• [RECORDS SHOWN]:
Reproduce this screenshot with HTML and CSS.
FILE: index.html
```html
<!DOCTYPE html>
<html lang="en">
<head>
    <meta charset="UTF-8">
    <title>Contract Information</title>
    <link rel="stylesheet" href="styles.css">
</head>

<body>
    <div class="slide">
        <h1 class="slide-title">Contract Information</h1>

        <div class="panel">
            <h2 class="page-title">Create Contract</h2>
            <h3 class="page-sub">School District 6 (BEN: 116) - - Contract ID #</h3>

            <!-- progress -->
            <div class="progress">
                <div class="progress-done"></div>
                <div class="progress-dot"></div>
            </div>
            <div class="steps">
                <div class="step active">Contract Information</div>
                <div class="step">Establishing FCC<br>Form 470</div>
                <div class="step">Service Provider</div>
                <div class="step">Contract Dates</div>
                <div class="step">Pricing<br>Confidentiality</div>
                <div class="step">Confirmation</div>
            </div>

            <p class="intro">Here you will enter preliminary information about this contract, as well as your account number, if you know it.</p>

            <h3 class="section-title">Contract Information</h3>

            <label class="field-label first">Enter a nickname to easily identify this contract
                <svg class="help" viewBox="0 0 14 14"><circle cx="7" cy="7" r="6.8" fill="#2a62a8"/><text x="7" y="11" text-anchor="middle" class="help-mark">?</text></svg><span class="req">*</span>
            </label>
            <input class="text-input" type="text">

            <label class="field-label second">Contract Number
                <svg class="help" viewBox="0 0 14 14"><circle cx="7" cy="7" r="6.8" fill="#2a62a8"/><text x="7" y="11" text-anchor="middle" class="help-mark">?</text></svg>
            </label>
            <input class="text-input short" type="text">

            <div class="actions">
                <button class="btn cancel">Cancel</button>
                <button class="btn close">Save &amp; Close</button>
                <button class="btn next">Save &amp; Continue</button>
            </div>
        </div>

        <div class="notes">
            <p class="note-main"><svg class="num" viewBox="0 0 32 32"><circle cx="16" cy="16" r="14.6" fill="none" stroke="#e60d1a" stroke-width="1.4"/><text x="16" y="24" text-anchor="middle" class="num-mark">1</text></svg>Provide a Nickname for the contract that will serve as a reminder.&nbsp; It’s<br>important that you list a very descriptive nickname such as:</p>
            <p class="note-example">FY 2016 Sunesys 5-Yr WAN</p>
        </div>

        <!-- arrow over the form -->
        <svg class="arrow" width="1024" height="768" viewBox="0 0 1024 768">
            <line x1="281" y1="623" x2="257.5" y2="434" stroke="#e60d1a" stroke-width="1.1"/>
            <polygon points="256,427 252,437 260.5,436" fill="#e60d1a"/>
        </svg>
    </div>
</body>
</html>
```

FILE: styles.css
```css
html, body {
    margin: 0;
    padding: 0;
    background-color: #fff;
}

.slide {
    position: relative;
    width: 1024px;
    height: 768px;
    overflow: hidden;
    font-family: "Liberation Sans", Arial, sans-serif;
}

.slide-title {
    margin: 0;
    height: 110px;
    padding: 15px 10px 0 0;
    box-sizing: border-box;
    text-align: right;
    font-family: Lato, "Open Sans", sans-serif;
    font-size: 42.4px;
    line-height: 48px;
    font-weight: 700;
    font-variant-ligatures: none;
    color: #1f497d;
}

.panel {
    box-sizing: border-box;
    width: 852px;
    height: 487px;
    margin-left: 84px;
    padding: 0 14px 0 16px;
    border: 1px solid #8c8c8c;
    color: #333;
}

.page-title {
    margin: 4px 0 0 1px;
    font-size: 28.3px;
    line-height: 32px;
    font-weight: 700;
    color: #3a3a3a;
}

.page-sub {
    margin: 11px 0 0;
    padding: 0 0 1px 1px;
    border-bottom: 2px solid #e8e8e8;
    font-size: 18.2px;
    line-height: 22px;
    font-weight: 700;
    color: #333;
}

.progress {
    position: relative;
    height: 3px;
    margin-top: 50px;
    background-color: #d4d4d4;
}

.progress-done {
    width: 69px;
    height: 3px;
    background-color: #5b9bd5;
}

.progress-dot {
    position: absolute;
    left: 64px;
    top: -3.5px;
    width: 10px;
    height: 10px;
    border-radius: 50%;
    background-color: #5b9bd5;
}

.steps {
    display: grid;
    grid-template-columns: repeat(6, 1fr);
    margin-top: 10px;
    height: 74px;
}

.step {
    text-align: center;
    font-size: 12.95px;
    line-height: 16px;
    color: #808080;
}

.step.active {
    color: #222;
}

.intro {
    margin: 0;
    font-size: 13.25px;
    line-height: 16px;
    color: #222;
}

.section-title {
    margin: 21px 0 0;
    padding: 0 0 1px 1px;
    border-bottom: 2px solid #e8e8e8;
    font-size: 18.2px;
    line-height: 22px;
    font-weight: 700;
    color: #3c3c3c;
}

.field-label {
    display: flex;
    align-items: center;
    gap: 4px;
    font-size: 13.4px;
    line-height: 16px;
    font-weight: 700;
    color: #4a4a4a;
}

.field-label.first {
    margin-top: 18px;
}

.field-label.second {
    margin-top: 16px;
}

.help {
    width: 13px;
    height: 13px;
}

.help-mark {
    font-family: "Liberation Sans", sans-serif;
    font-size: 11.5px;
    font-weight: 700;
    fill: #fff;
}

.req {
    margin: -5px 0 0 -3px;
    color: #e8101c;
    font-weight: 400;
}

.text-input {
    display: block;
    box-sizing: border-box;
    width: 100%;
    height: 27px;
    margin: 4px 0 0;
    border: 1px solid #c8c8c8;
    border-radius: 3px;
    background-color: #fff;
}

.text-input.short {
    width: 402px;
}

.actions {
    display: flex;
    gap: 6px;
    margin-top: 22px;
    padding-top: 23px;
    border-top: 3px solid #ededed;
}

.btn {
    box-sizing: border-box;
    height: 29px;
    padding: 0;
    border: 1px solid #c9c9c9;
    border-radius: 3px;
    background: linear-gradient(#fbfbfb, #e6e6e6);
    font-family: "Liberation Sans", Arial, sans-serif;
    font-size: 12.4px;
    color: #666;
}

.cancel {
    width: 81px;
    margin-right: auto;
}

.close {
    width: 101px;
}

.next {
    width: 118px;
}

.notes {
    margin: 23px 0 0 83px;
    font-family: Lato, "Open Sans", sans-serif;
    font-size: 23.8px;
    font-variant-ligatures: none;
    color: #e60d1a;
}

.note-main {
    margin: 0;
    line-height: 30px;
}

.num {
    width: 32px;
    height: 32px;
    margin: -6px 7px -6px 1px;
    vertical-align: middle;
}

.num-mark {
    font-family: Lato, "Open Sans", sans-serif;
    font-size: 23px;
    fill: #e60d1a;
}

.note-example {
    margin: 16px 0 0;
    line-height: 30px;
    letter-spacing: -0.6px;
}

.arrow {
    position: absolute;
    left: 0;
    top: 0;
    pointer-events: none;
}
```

==

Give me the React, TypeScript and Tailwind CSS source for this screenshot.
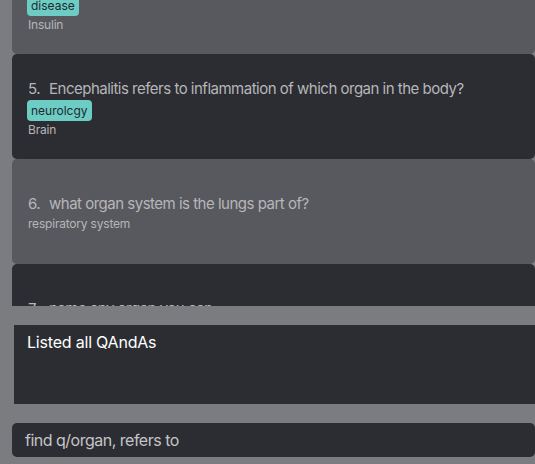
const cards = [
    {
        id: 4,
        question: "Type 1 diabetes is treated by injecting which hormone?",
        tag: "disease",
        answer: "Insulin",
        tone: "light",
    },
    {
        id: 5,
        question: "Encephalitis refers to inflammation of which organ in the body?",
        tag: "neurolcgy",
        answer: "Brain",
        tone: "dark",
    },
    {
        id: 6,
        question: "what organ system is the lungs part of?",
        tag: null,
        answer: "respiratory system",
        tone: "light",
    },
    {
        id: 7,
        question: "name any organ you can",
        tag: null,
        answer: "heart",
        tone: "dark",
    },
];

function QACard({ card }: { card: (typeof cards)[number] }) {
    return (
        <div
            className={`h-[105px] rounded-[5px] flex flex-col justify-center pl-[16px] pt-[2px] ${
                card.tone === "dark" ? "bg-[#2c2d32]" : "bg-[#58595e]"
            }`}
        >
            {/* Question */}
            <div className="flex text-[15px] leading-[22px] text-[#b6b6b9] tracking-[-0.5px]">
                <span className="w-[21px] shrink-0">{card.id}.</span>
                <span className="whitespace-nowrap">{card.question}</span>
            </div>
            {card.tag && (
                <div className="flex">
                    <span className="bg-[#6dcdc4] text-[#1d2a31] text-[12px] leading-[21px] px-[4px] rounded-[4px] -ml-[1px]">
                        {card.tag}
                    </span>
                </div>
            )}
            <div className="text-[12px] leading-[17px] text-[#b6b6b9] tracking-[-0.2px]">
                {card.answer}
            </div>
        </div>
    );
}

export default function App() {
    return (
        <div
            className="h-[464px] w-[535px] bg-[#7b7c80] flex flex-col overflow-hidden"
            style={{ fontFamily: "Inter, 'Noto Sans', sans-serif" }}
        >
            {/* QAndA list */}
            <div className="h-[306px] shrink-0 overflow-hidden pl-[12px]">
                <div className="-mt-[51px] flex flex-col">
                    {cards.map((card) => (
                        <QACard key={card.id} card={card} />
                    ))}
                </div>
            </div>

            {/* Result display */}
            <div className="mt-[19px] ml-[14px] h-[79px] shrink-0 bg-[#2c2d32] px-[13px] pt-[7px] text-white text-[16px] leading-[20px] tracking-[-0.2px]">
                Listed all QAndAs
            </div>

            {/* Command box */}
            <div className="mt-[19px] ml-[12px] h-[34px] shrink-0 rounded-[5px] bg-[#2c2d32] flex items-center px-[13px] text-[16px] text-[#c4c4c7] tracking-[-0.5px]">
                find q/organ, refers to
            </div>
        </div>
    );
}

* * *

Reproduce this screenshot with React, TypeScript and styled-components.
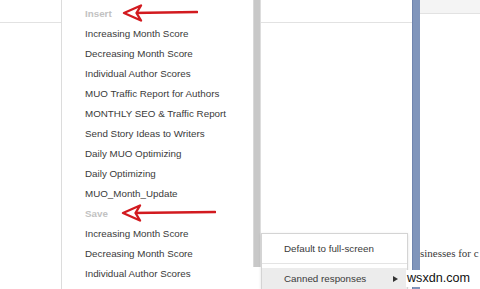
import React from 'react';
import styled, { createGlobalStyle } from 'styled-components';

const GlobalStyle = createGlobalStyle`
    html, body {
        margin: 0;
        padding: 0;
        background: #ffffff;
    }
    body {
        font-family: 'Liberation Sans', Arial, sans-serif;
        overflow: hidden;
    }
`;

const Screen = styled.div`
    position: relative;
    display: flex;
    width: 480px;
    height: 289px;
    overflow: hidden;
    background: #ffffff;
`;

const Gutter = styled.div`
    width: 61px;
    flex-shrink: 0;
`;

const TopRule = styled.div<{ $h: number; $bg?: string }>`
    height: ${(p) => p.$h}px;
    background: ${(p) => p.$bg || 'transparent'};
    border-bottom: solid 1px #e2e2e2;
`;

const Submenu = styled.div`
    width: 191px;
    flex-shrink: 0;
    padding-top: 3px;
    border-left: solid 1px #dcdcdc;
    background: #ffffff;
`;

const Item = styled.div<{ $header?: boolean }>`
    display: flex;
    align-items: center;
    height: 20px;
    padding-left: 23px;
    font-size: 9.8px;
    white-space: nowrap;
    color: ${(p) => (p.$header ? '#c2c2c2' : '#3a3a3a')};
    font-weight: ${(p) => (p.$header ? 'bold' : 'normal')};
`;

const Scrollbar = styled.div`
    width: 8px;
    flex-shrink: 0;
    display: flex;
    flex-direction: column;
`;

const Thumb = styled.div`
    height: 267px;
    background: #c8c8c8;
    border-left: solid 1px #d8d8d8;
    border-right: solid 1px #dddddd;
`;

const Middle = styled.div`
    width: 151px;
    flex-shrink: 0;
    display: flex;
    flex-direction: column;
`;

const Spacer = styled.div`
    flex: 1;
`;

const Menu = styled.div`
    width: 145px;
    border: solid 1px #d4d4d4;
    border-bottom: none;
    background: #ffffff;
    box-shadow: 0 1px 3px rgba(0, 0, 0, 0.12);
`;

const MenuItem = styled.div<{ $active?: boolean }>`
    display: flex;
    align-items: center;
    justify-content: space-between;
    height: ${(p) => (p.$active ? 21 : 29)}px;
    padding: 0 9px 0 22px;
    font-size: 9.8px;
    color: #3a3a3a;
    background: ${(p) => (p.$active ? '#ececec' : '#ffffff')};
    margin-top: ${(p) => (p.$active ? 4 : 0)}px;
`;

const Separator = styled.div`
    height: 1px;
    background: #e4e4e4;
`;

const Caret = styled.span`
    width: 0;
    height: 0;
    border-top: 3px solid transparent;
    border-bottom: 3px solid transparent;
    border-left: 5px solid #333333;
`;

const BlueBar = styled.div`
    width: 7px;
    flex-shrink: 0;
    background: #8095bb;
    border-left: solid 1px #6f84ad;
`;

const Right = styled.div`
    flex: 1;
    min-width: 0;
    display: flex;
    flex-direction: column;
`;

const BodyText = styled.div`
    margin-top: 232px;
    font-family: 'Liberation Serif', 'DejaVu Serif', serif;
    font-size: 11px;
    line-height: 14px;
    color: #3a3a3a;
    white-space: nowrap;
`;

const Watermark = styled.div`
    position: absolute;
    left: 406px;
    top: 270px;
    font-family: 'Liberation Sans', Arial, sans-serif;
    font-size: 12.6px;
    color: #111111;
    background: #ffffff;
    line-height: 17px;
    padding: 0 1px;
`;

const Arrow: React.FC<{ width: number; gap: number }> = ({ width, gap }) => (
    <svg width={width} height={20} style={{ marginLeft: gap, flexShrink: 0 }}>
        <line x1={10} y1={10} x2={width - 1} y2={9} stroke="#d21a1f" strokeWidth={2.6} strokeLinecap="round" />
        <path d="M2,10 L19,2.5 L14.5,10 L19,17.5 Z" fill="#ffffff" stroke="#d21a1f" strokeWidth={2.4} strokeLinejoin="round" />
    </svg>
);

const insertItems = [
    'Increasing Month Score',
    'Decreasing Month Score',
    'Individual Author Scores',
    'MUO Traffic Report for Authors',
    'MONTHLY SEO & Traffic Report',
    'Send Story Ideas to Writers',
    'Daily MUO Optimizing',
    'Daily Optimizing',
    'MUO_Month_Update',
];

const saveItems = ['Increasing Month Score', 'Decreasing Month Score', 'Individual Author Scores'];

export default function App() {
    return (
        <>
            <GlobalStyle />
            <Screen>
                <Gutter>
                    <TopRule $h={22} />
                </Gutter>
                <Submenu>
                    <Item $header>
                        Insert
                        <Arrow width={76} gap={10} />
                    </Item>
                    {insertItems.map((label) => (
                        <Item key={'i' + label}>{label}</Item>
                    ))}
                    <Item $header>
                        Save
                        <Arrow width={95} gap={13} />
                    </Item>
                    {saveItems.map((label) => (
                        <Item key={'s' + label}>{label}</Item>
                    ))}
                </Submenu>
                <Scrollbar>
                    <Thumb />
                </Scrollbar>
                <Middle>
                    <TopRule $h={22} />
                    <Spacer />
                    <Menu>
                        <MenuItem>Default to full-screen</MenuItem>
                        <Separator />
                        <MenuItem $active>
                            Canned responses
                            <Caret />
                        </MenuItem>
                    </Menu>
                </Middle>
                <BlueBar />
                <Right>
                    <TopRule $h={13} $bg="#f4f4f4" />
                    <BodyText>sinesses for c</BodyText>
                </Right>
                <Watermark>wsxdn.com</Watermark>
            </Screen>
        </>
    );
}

• [TASK STATEMENT]: Using the listing above, return all lines where the word "Reproduce" occurs.

• [RESULT BELOW]:
Reproduce this screenshot with HTML and CSS.
Reproduce this screenshot with React, TypeScript and styled-components.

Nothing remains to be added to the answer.